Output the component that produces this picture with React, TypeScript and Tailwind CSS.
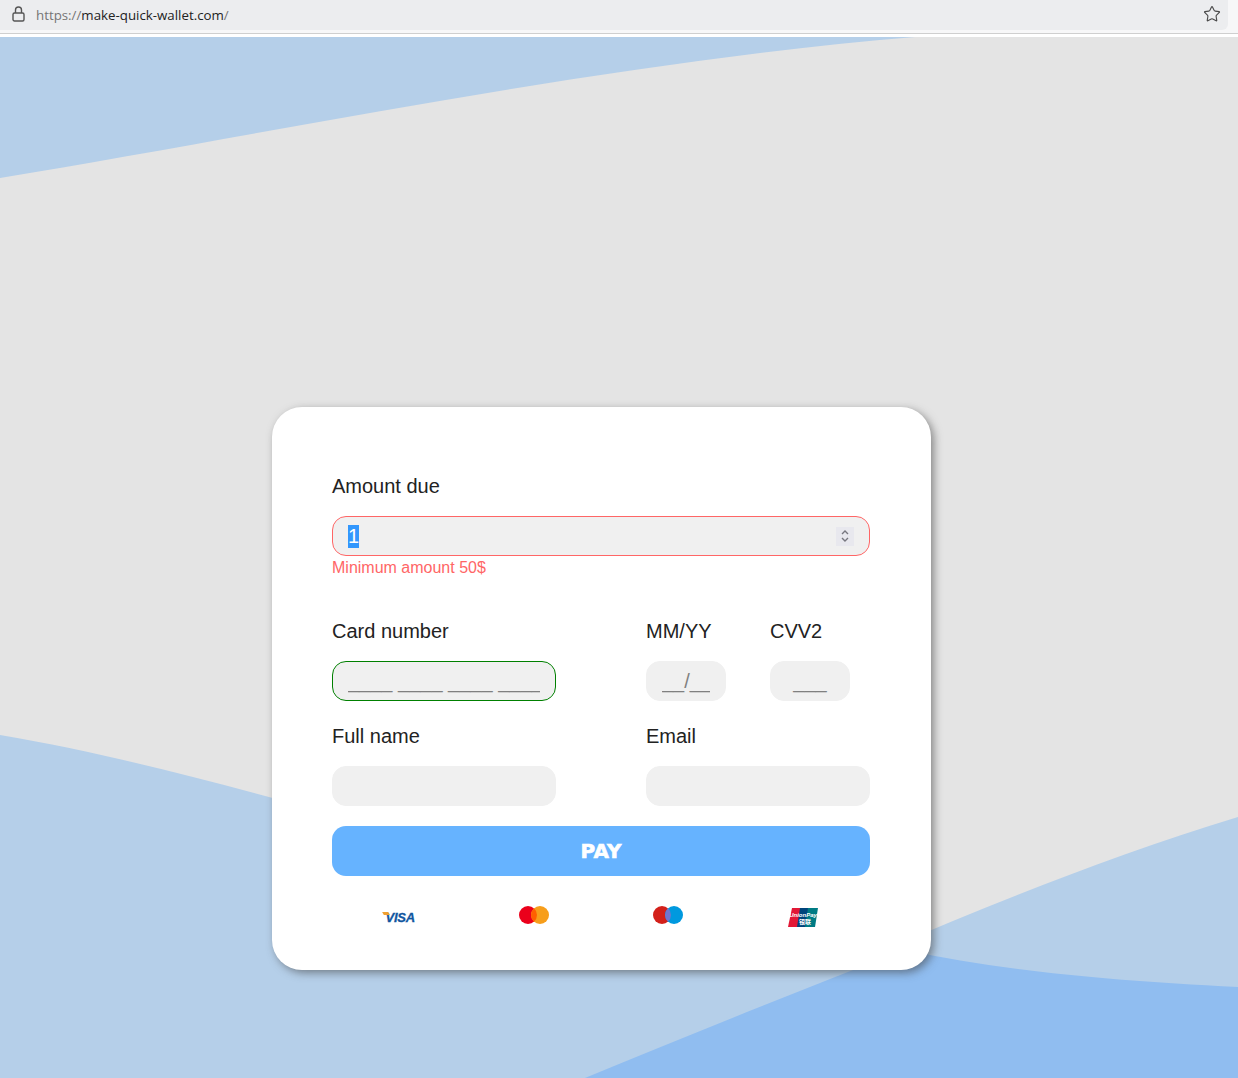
import { Star } from "lucide-react";

const labelClass = "text-[20px] leading-[23px] text-[#222222]";
const inputClass =
  "block h-10 rounded-[14px] border border-[#f0f0f0] bg-[#f0f0f0] px-[15px] text-[20px] outline-none placeholder:text-[#808080]";

function Background() {
  return (
    <svg className="absolute inset-0 h-full w-full" viewBox="0 37 1238 1041" preserveAspectRatio="none">
      <path d="M0 178C290 130 610 62 915 37L0 37Z" fill="#b5cfe9" />
      <path d="M0 735C300 785 620 930 1238 987L1238 1078L0 1078Z" fill="#b5cfe9" />
      <path d="M1238 817C1000 890 800 990 585 1078L1238 1078Z" fill="#b5cfe9" />
      <path d="M1238 987C1100 980 1000 970 905 950C800 990 690 1035 585 1078L1238 1078Z" fill="#90bdf0" />
    </svg>
  );
}

function AddressBar() {
  return (
    <div className="h-[37px] bg-white">
      <div className="h-[34px] border-b border-[#cfcfcf] bg-[#f7f7f8]">
        <div className="flex h-[30px] w-[1228px] items-center rounded-br-md bg-[#ecedef] pl-3">
          <svg width="13" height="16" viewBox="0 0 13 16" fill="none" stroke="#555" strokeWidth="1.4" className="-translate-y-px">
            <rect x="1" y="7" width="11" height="8" rx="1.5" />
            <path d="M3.5 7V4a3 3 0 0 1 6 0v3" />
          </svg>
          <span className="ml-[11px] translate-y-px font-['Open_Sans',sans-serif] text-[13.3px] text-[#757575]">
            https://<span className="text-[#222222]">make-quick-wallet.com</span>/
          </span>
          <Star className="ml-auto -translate-x-[7px] -translate-y-px" size={18} strokeWidth={1.5} color="#4a4a4a" />
        </div>
      </div>
    </div>
  );
}

function Spinner() {
  return (
    <div className="flex h-[19px] w-[18px] items-center justify-center bg-[#e8e8ee]">
      <svg width="10" height="14" viewBox="0 0 10 14" fill="none" stroke="#77777f" strokeWidth="1.4">
        <path d="M2 5l3-3 3 3" />
        <path d="M2 9l3 3 3-3" />
      </svg>
    </div>
  );
}

function Brands() {
  return (
    <div className="mt-[28px] grid grid-cols-4">
      <div className="flex h-[26px] items-center justify-center">
        <span className="relative translate-x-px font-['Liberation_Sans',sans-serif] text-[13px] font-bold italic leading-none tracking-[-0.2px] text-[#10569f] [-webkit-text-stroke:0.3px_#10569f]">
          VISA
          <span className="absolute left-[-2px] top-[1px] h-[3px] w-[6px] skew-x-[30deg] bg-[#f0a030]" />
        </span>
      </div>
      <div className="flex h-[26px] items-center justify-center">
        <svg width="30" height="18" viewBox="0 0 30 18" className="-translate-y-[2px]">
          <circle cx="9" cy="9" r="9" fill="#eb001b" />
          <circle cx="21" cy="9" r="9" fill="#f79e1b" />
          <path d="M15 2.3a9 9 0 0 1 0 13.4a9 9 0 0 1 0-13.4Z" fill="#ff5f00" />
        </svg>
      </div>
      <div className="flex h-[26px] items-center justify-center">
        <svg width="30" height="18" viewBox="0 0 30 18" className="-translate-y-[2px]">
          <circle cx="9" cy="9" r="9" fill="#d3201a" />
          <circle cx="21" cy="9" r="9" fill="#0099df" />
          <path d="M15 2.3a9 9 0 0 1 0 13.4a9 9 0 0 1 0-13.4Z" fill="#7375cf" />
        </svg>
      </div>
      <div className="flex h-[26px] items-center justify-center">
        <svg width="30" height="19" viewBox="0 0 30 19">
          <path d="M4 0H13L10 19H0Z" fill="#e21836" />
          <path d="M12 0H22L19 19H9Z" fill="#00447c" />
          <path d="M20 0H30L27 19H17Z" fill="#007b84" />
          <text x="15" y="9" textAnchor="middle" fontSize="6" fontWeight="700" fontStyle="italic" fill="#fff" fontFamily="Liberation Sans">
            UnionPay
          </text>
          <text x="17" y="16" textAnchor="middle" fontSize="6" fontWeight="700" fill="#fff" fontFamily="Noto Sans CJK SC">
            银联
          </text>
        </svg>
      </div>
    </div>
  );
}

export default function App() {
  return (
    <div className="h-[1078px] w-[1238px] overflow-hidden font-['Liberation_Sans',sans-serif]">
      <AddressBar />
      <main className="relative h-[1041px] bg-[#e4e4e4]">
        <Background />
        <div className="relative ml-[272px] w-[659px] translate-y-[370px] rounded-[30px] bg-white pb-[40px] pl-[60px] pr-[61px] pt-[68px] shadow-[3px_3px_8px_rgba(60,60,60,0.55)]">
          <div className={labelClass}>Amount due</div>
          <div className="mt-[18px] flex h-10 items-center justify-between rounded-[14px] border border-[#ff6666] bg-[#f0f0f0] pl-[15px] pr-[15px]">
            <span className="bg-[#3297fd] text-[20px] leading-[23px] text-white">1</span>
            <Spinner />
          </div>
          <p className="mt-[3px] text-[16px] leading-[18px] text-[#ff6666]">Minimum amount 50$</p>

          <div className="mt-[43px] flex">
            <div className="w-[314px]">
              <div className={labelClass}>Card number</div>
              <input
                className={`${inputClass} mt-[18px] w-[224px] !border-[#008000]`}
                placeholder="____ ____ ____ ____"
              />
            </div>
            <div className="w-[124px]">
              <div className={labelClass}>MM/YY</div>
              <input className={`${inputClass} mt-[18px] w-20 text-center`} placeholder="__/__" />
            </div>
            <div>
              <div className={labelClass}>CVV2</div>
              <input className={`${inputClass} mt-[18px] w-20 text-center`} placeholder="___" />
            </div>
          </div>

          <div className="mt-[24px] flex">
            <div className="w-[314px]">
              <div className={labelClass}>Full name</div>
              <input className={`${inputClass} mt-[18px] w-[224px]`} />
            </div>
            <div>
              <div className={labelClass}>Email</div>
              <input className={`${inputClass} mt-[18px] w-[224px]`} />
            </div>
          </div>

          <button className="mt-5 block h-[50px] w-full rounded-[14px] bg-[#66b3ff] font-['DejaVu_Sans',sans-serif] text-[20px] font-bold text-white [-webkit-text-stroke:0.6px_white]">
            PAY
          </button>

          <Brands />
        </div>
      </main>
    </div>
  );
}
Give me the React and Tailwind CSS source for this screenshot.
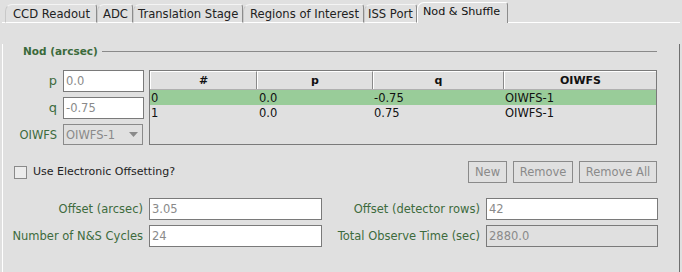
const tabs = [
  { label: "CCD Readout", w: "w-[92px]", pl: "pl-[7px]" },
  { label: "ADC", w: "w-[36px]", pl: "pl-[5px]" },
  { label: "Translation Stage", w: "w-[110px]", pl: "pl-[4px]" },
  { label: "Regions of Interest", w: "w-[121px]", pl: "pl-[6px]" },
  { label: "ISS Port", w: "w-[53px]", pl: "pl-[3px]" },
];

const rows = [
  { n: "0", p: "0.0", q: "-0.75", oiwfs: "OIWFS-1", selected: true },
  { n: "1", p: "0.0", q: "0.75", oiwfs: "OIWFS-1", selected: false },
];

const TextField = ({ value, width, disabled }) => (
  <div
    className={`${width} h-[22px] border border-[#7a7a7a] ${
      disabled ? "bg-[#e0e0e0]" : "bg-white"
    } text-[#8a8a8a] text-[11.5px] pl-[2px] flex items-center`}
  >
    {value}
  </div>
);

const Button = ({ label, width }) => (
  <div
    className={`${width} h-[22px] border border-[#8a8a8a] text-[#8a8a8a] text-[11.5px] flex items-center justify-center`}
  >
    {label}
  </div>
);

const App = () => {
  return (
    <div className="w-[682px] h-[272px] overflow-hidden bg-[#e0e0e0] font-['DejaVu_Sans',sans-serif] text-[11px] leading-[14px] text-black">
      {/* tab strip */}
      <div className="flex items-end h-[23px] pl-[2px]">
        <div className="w-[3px] h-px bg-white" />
        {tabs.map((t) => (
          <div
            key={t.label}
            className={`${t.w} ${t.pl} h-[19px] border-t border-l border-r border-b border-t-[#f4f4f4] border-l-[#c8c8c8] border-r-[#8c8c8c] border-b-white rounded-tl-[7px] rounded-tr-[3px] flex items-center text-[11.6px] text-[#222] whitespace-nowrap`}
          >
            {t.label}
          </div>
        ))}
        <div className="w-[91px] h-[21px] border-t border-l border-r border-t-white border-l-white border-r-[#8c8c8c] rounded-tl-[7px] rounded-tr-[3px] flex items-center pl-[5px] pb-[2px] text-[11.2px] text-[#111] whitespace-nowrap">
          Nod &amp; Shuffle
        </div>
        <div className="w-[172px] h-px bg-white" />
      </div>

      {/* panel */}
      <div className="ml-[2px] w-[678px] h-[249px] border-l border-r border-l-white border-r-[#6f6f6f]">
        {/* titled separator */}
        <div className="mt-[21px] h-[14px] flex items-center pl-[20px] pr-[22px]">
          <span className="font-bold text-[#3b6a3b] text-[10.5px] whitespace-nowrap">
            Nod (arcsec)
          </span>
          <div className="ml-[4px] flex-1 h-px bg-[#8a8a8a]" />
        </div>

        {/* nod editor + table */}
        <div className="mt-[12px] flex">
          <div className="flex flex-col gap-[5px]">
            <div className="flex items-center">
              <div className="w-[54px] text-right text-[#3d6b3d] text-[13px]">p</div>
              <div className="ml-[6px]">
                <TextField value="0.0" width="w-[81px]" />
              </div>
            </div>
            <div className="flex items-center">
              <div className="w-[54px] text-right text-[#3d6b3d] text-[13px]">q</div>
              <div className="ml-[6px]">
                <TextField value="-0.75" width="w-[81px]" />
              </div>
            </div>
            <div className="flex items-center">
              <div className="w-[54px] text-right text-[#3d6b3d] text-[11.5px]">OIWFS</div>
              <div className="ml-[6px] w-[80px] h-[21px] border border-[#8a8a8a] text-[#8a8a8a] text-[11.5px] pl-[2px] flex items-center">
                <span className="flex-1">OIWFS-1</span>
                <svg width="9" height="5" viewBox="0 0 9 5" className="mr-[4px]">
                  <path d="M0 0 H9 L4.5 5 Z" fill="#8a8a8a" />
                </svg>
              </div>
            </div>
          </div>

          <div className="ml-[5px] w-[508px] h-[75px] border border-[#7a7a7a] text-[11.5px]">
            <div className="flex h-[19px] border-b border-[#b0b0b0] font-bold text-[11px] text-[#111]">
              {[
                ["#", "w-[107px]"],
                ["p", "w-[116px]"],
                ["q", "w-[131px]"],
                ["OIWFS", "w-[152px]"],
              ].map(([h, w], i) => (
                <div
                  key={h}
                  className={`${w} flex items-center justify-center border-t border-l border-t-white border-l-white ${
                    i < 3 ? "border-r border-r-[#8a8a8a]" : ""
                  }`}
                >
                  {h}
                </div>
              ))}
            </div>
            {rows.map((r) => (
              <div
                key={r.n}
                className={`flex h-[15px] items-center ${
                  r.selected ? "bg-[#99cc99]" : ""
                } text-[#111]`}
              >
                <div className="w-[107px] pl-[1px]">{r.n}</div>
                <div className="w-[116px] pl-[1px] border-l border-l-transparent">{r.p}</div>
                <div className="w-[131px] pl-[1px]">{r.q}</div>
                <div className="w-[152px] pl-[1px]">{r.oiwfs}</div>
              </div>
            ))}
          </div>
        </div>

        {/* checkbox + buttons */}
        <div className="mt-[16px] h-[22px] flex items-center pl-[11px] pr-[22px]">
          <div className="w-[13px] h-[13px] border border-[#8a8a8a] bg-[#ececec]" />
          <span className="ml-[6px] text-[#222]">Use Electronic Offsetting?</span>
          <div className="ml-auto flex gap-[6px]">
            <Button label="New" width="w-[39px]" />
            <Button label="Remove" width="w-[60px]" />
            <Button label="Remove All" width="w-[78px]" />
          </div>
        </div>

        {/* offsets */}
        <div className="mt-[15px] flex flex-col gap-[5px] text-[11.5px]">
          <div className="flex items-center">
            <div className="w-[140px] text-right text-[#3d6b3d]">Offset (arcsec)</div>
            <div className="ml-[6px]">
              <TextField value="3.05" width="w-[173px]" />
            </div>
            <div className="w-[158px] text-right text-[#3d6b3d]">Offset (detector rows)</div>
            <div className="ml-[6px]">
              <TextField value="42" width="w-[172px]" />
            </div>
          </div>
          <div className="flex items-center">
            <div className="w-[140px] text-right text-[#3d6b3d]">Number of N&amp;S Cycles</div>
            <div className="ml-[6px]">
              <TextField value="24" width="w-[173px]" />
            </div>
            <div className="w-[158px] text-right text-[#3d6b3d]">Total Observe Time (sec)</div>
            <div className="ml-[6px]">
              <TextField value="2880.0" width="w-[172px]" disabled />
            </div>
          </div>
        </div>
      </div>
    </div>
  );
};

export default App;
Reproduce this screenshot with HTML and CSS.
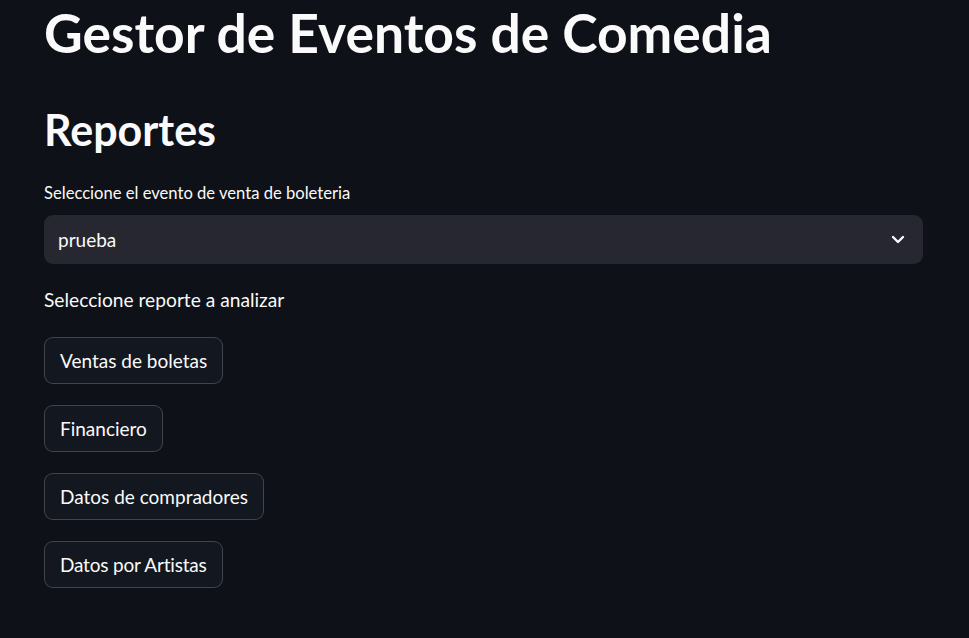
^^^^^^^^^^^^^^^^
Look through the records above and report how many lines hold the word "screenshot", giving only the number.

> _SOLUTION_
2